Key agreement, also known as key exchange, is a cryptographic technique that allows two or more parties to establish a shared secret key for secure communication. In other words, it is the process of creating a secret key that is shared between two parties to ensure that only they can access the information being transmitted.

When two parties communicate over a network, they need a way to exchange information securely. Key agreement protocols provide a way for them to establish a shared secret key that can be used for encryption and decryption. This means that even if an attacker intercepts the communication, they will not be able to read the information because they do not have access to the secret key.

Key agreement protocols work by generating a random key that is shared between the two parties. This key can be used for encryption and decryption of messages, and is only known to the two parties involved. The key is typically generated using a combination of public and private keys, and is frequently used in conjunction with other cryptographic techniques, such as digital signatures.

One of the most widely used key agreement protocols is the Diffie-Hellman key exchange.

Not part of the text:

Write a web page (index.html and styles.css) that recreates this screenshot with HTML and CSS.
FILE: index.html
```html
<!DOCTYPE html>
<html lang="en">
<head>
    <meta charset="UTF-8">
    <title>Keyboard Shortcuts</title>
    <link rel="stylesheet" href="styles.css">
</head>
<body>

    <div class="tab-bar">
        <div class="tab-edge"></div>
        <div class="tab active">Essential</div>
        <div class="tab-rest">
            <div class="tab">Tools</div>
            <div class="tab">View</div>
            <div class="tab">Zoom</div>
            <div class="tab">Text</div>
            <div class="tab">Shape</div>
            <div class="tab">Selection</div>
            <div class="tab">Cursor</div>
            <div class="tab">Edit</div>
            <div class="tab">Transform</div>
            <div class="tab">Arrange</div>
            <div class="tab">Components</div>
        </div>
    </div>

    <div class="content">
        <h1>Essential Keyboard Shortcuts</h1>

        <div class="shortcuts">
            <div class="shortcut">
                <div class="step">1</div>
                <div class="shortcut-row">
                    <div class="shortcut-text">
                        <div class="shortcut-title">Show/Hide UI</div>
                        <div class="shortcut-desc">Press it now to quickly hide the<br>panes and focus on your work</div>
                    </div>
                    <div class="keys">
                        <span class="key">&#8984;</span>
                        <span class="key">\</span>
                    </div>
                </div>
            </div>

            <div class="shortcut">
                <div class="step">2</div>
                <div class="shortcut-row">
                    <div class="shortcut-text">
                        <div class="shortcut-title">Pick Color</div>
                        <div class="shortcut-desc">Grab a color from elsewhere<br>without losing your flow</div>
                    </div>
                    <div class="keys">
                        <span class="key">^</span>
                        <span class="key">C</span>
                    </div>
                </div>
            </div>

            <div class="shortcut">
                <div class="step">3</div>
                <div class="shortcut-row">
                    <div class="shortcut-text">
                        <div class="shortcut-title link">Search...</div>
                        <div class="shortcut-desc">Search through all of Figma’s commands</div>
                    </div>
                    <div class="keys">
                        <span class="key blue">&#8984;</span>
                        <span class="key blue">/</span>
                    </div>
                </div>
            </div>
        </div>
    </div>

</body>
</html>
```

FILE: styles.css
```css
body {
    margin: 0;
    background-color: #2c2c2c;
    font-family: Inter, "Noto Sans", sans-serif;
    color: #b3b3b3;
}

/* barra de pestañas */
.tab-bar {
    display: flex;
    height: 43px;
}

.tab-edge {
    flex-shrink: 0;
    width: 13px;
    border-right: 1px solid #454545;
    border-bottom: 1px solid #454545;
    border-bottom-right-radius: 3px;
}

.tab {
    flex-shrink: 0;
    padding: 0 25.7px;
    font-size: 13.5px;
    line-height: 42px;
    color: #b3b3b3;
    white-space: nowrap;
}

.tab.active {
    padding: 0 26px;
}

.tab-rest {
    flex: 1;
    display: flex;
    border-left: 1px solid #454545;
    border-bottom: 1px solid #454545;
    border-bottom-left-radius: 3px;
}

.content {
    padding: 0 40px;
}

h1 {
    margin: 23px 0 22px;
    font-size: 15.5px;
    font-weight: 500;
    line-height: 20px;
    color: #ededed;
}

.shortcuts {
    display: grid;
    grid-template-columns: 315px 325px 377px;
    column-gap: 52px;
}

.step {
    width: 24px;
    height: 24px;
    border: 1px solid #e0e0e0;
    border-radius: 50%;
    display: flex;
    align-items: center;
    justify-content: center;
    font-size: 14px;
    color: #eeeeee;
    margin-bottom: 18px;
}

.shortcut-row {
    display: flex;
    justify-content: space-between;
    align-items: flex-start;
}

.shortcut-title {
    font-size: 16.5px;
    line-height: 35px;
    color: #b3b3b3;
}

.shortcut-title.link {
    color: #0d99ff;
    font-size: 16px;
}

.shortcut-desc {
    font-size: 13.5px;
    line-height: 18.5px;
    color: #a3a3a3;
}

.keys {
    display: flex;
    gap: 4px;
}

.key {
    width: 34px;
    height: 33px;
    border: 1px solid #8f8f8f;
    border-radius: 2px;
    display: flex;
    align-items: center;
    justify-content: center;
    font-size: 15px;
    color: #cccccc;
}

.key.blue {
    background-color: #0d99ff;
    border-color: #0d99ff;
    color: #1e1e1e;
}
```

This protocol allows two parties to establish a shared secret key without actually transmitting the key over the network. Instead, each party generates a public and private key pair, and then exchanges their public keys. Using these public keys, they can then generate a shared secret key that is only known to them.

Key agreement is an important concept in cryptography, as it allows for secure communication between two or more parties. It is used in a variety of applications, including SSL/TLS encryption for web communications, secure email, and secure messaging applications. By establishing a shared secret key, key agreement protocols ensure that sensitive information remains private and protected from attackers.